Nach einer gemeinsamen Befragung in den Ausschüssen für Energie sowie Wirtschaft und Klimaschutz am vergangenen Mittwoch hatte Habeck noch an Graichen festgehalten. „Ich habe entschieden, dass Patrick Graichen wegen dieses Fehlers nicht gehen muss“, hatte der Minister nach der rund zweieinhalbstündigen Sitzung erklärt. Es laufe nun allerdings eine beamtenrechtliche Prüfung, denn gegen Vorgaben des Wirtschaftsministeriums sei „erkennbar verstoßen worden“.
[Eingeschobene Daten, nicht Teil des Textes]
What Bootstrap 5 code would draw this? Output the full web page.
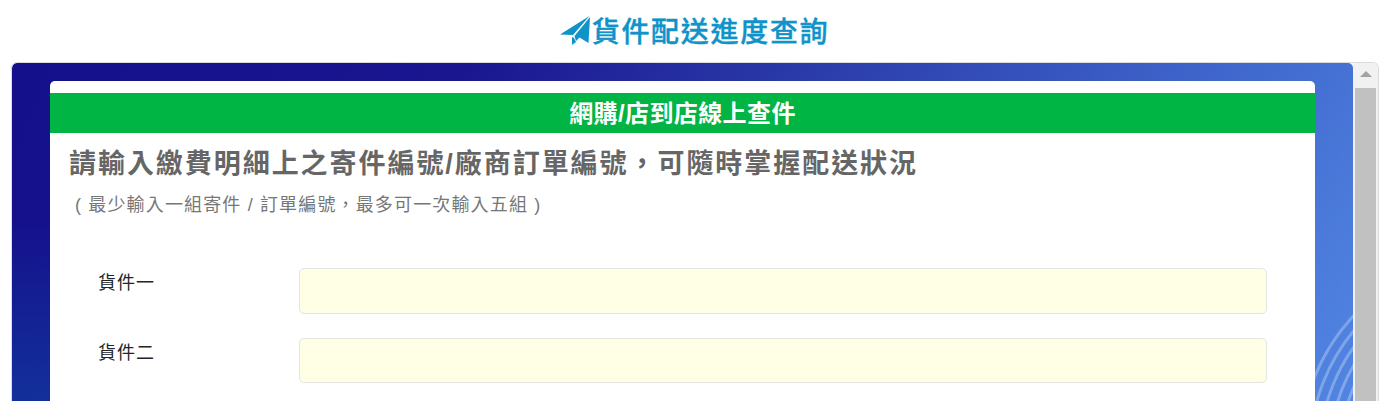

Oppositionsvertreter hatten sich nach der Sitzung unbeeindruckt gezeigt und weitere offene Fragen gesehen. Auch Graichens Rücktritt wurde mehrfach gefordert. Vertreter der CDU/CSU hatten auch einen Untersuchungsausschuss ins Spiel gebracht.
Kritik gibt es auch da schon an personellen Verflechtungen im Wirtschaftsministerium. Graichens Schwester, verheiratet mit dessen Staatssekretärs-Kollegen Michael Kellner, arbeitet wie auch ihr Bruder beim Öko-Institut – einer Forschungseinrichtung, die Aufträge vom Bund bekommt. Das Ministerium betont, Kellner und Graichen seien nicht an Ausschreibungen beteiligt gewesen, auf die sich das Öko-Institut hätte bewerben können.